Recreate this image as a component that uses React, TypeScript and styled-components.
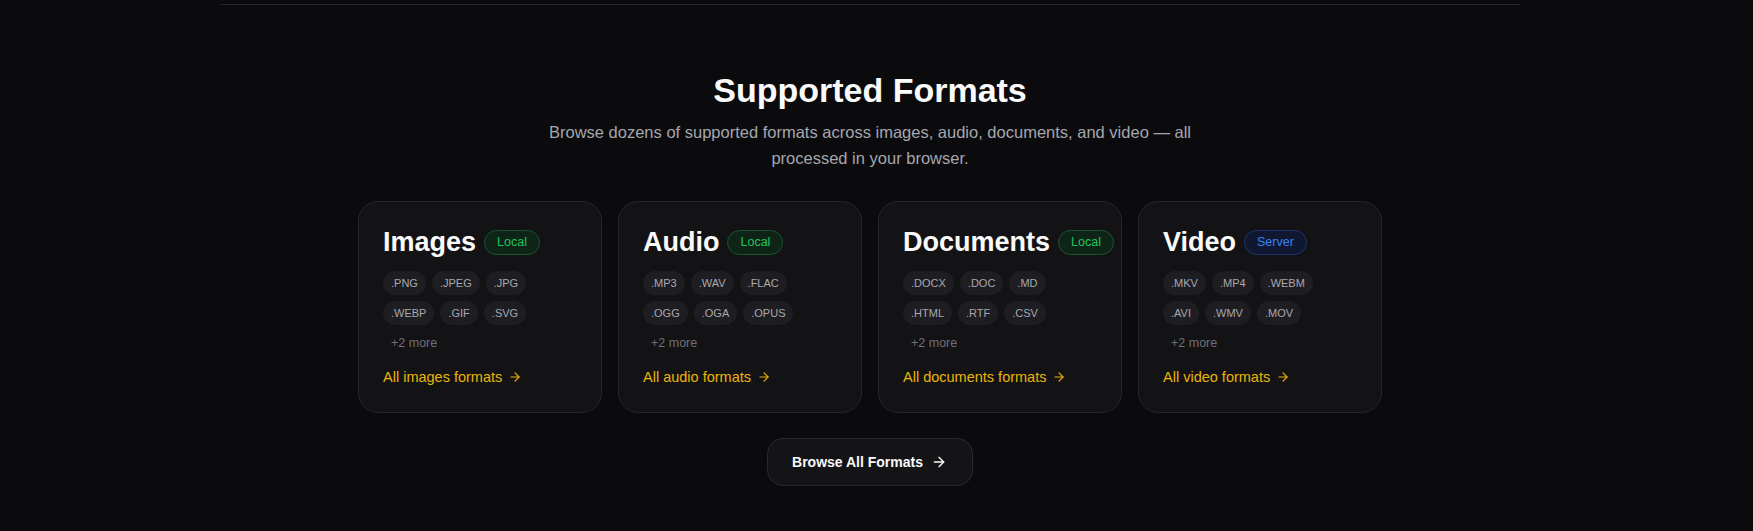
import React from 'react'
import styled, { createGlobalStyle } from 'styled-components'
import { ArrowRight } from 'lucide-react'

const GlobalStyle = createGlobalStyle`
  html, body {
    margin: 0;
    background: #0b0b0d;
  }
  body {
    font-family: 'Liberation Sans', Arial, sans-serif;
    -webkit-font-smoothing: antialiased;
  }
`

type Engine = 'local' | 'server'

interface FormatGroup {
  title: string
  engine: Engine
  formats: string[]
  extra: number
}

const groups: FormatGroup[] = [
  { title: 'Images', engine: 'local', formats: ['.PNG', '.JPEG', '.JPG', '.WEBP', '.GIF', '.SVG'], extra: 2 },
  { title: 'Audio', engine: 'local', formats: ['.MP3', '.WAV', '.FLAC', '.OGG', '.OGA', '.OPUS'], extra: 2 },
  { title: 'Documents', engine: 'local', formats: ['.DOCX', '.DOC', '.MD', '.HTML', '.RTF', '.CSV'], extra: 2 },
  { title: 'Video', engine: 'server', formats: ['.MKV', '.MP4', '.WEBM', '.AVI', '.WMV', '.MOV'], extra: 2 },
]

const Page = styled.div`
  margin-right: 13px;
`

const Divider = styled.div`
  max-width: 1300px;
  height: 1px;
  margin: 4px auto 0;
  background: #26262a;
`

const Section = styled.section`
  display: flex;
  flex-direction: column;
  align-items: center;
  padding: 65px 0 45px;
`

const Heading = styled.h2`
  margin: 0;
  font-size: 34px;
  line-height: 40px;
  font-weight: 700;
  color: #fafafa;
`

const Subtitle = styled.p`
  margin: 9px 0 0;
  max-width: 694px;
  font-size: 16.5px;
  line-height: 26px;
  color: #a6a6ae;
  text-align: center;
`

const CardGrid = styled.div`
  display: grid;
  grid-template-columns: repeat(4, 244px);
  gap: 16px;
  margin-top: 30px;
`

const Card = styled.div`
  box-sizing: border-box;
  height: 212px;
  padding: 23px 24px;
  background: #131316;
  border: 1px solid #26262a;
  border-radius: 20px;
  display: flex;
  flex-direction: column;
`

const TitleRow = styled.div`
  display: flex;
  align-items: center;
  gap: 8px;
  height: 34px;
`

const CardTitle = styled.h3`
  margin: 0;
  font-size: 27px;
  line-height: 34px;
  font-weight: 700;
  color: #fafafa;
`

const Badge = styled.span<{ $engine: Engine }>`
  display: inline-flex;
  align-items: center;
  height: 25px;
  box-sizing: border-box;
  padding: 0 12px;
  border-radius: 999px;
  font-size: 12.5px;
  color: ${(p) => (p.$engine === 'local' ? '#22c55e' : '#3b82f6')};
  background: ${(p) => (p.$engine === 'local' ? '#0d2416' : '#0f1830')};
  border: 1px solid ${(p) => (p.$engine === 'local' ? '#1b5430' : '#1e3470')};
`

const ChipList = styled.div`
  display: flex;
  flex-wrap: wrap;
  gap: 6px;
  max-width: 190px;
  margin-top: 12px;
`

const Chip = styled.span<{ $muted?: boolean }>`
  height: 24px;
  padding: 0 8px;
  border-radius: 12px;
  font-size: ${(p) => (p.$muted ? '12.5px' : '11px')};
  line-height: 24px;
  color: ${(p) => (p.$muted ? '#6f6f78' : '#a8a8b0')};
  background: ${(p) => (p.$muted ? 'transparent' : '#1e1e22')};
`

const FormatsLink = styled.a`
  display: inline-flex;
  align-items: center;
  gap: 6px;
  margin-top: 12px;
  font-size: 14.5px;
  line-height: 20px;
  color: #eab308;
  text-decoration: none;
`

const BrowseButton = styled.button`
  display: inline-flex;
  align-items: center;
  gap: 8px;
  height: 48px;
  margin-top: 25px;
  padding: 0 25px 0 24px;
  border: 1px solid #2a2a2e;
  border-radius: 16px;
  background: #141417;
  font-family: inherit;
  font-size: 14px;
  font-weight: 700;
  color: #fafafa;
  cursor: pointer;
`

const FormatCard: React.FC<{ group: FormatGroup }> = ({ group }) => (
  <Card>
    <TitleRow>
      <CardTitle>{group.title}</CardTitle>
      <Badge $engine={group.engine}>{group.engine === 'local' ? 'Local' : 'Server'}</Badge>
    </TitleRow>
    <ChipList>
      {group.formats.map((f) => (
        <Chip key={f}>{f}</Chip>
      ))}
      <Chip $muted>+{group.extra} more</Chip>
    </ChipList>
    <FormatsLink href="#">
      All {group.title.toLowerCase()} formats
      <ArrowRight size={14} strokeWidth={2} />
    </FormatsLink>
  </Card>
)

const App: React.FC = () => (
  <>
    <GlobalStyle />
    <Page>
      <Divider />
      <Section>
        <Heading>Supported Formats</Heading>
        <Subtitle>
          Browse dozens of supported formats across images, audio, documents, and video — all processed in your browser.
        </Subtitle>
        <CardGrid>
          {groups.map((g) => (
            <FormatCard key={g.title} group={g} />
          ))}
        </CardGrid>
        <BrowseButton>
          Browse All Formats
          <ArrowRight size={16} strokeWidth={2} />
        </BrowseButton>
      </Section>
    </Page>
  </>
)

export default App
-.-.-
Read the data above and pull out each line that holds the string "components".

Recreate this image as a component that uses React, TypeScript and styled-components.
import styled, { createGlobalStyle } from 'styled-components'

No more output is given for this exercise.